Incomes often rise at the pace of cost-of-living increases, but New Jersey’s income tax fails to take inflation into account. As a result, state income taxes grow faster than incomes without any vote on a tax hike, forcing people into higher brackets.
It is important for New Jerseyans to know the hidden tax hikes they face. Tax brackets that are not adjusted for inflation cut into your income just as effectively as a tax hike; as wages increase with inflation, tax rates remain the same and tax bills go up. This is especially true for the low- and middle-income taxpayer.
Lack Of Indexing Hurts The Lower- And Middle-Class. New Jersey’s lowest brackets are very close together for people making $75,000 or less. This results in “bracket creep.” Bracket creep occurs as wages increase with inflation, forcing taxpayers into a higher bracket. This can be costly for individuals and families who rely on every dollar they earn.
• Individual income tax brackets top out at a 1.4 percent rate up to $20,000; 1.75 percent up to $35,000; 3.5 percent up to $40,000; and 5.525 percent up to $75,000.

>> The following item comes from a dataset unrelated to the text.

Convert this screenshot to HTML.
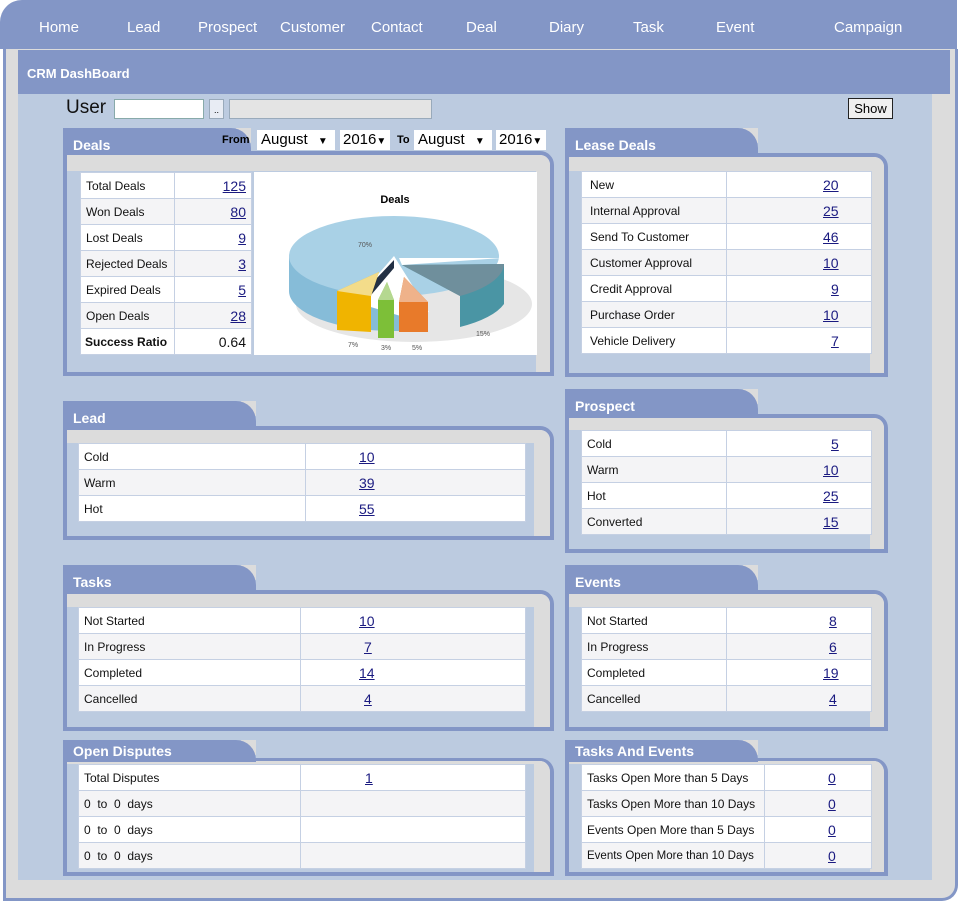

Even the smallest income increase can add to the tax burden. For example, a person earning $30,000 per year with two-percent yearly inflation over a decade will see his salary increase to $36,570. In that decade taxes will have increased 31 percent on that person, even though income only increased 22 percent to adjust for inflation. Inflation adjusted, net income decreased 5.5 percent. This does not include the increased prices of goods over that period – meaning the cost of goods increased as income decreased. Non-indexed income taxes are effectively an un-enacted tax hike on low- and middle-income earners.
Revenue Is Not A Problem, Spending Is. Indexing income taxes to inflation would result in only a $20 million to $40 million revenue loss at the time of enactment, and at most $80 million in future years at 2 percent inflation – only .2 percent of total revenue – according to the non-partisan Office of Legislative Services. For comparison, Democrats have passed $240 million in new spending in one day.
Indexing Is Vital To Any Tax Modernization Effort. Since the federal government began inflation indexing in 1986, it has become more prominent in state income tax modernizations. Of the 34 states with bracketed income tax systems, 14 wholly or partially index their tax brackets to inflation, including New York.
Taxpayers Have Been Waiting Too Long. To put the problem into perspective, the last time income taxes were cut for New Jerseyans was 1996 under Governor Christine Todd Whitman. If brackets were indexed for inflation back then, they would look completely different today. The math is simple: $20,000 in 1996 is equal to $30,765 today; $35,000 back then is worth $53,839 now. Further, $50,000 and $75,000 in 1996 are worth $76,913 and $115,369 today. The low- and middle-income taxpayers will benefit the most if taxes are indexed to inflation. It’s time to enact tax fairness and protect New Jersey taxpayers.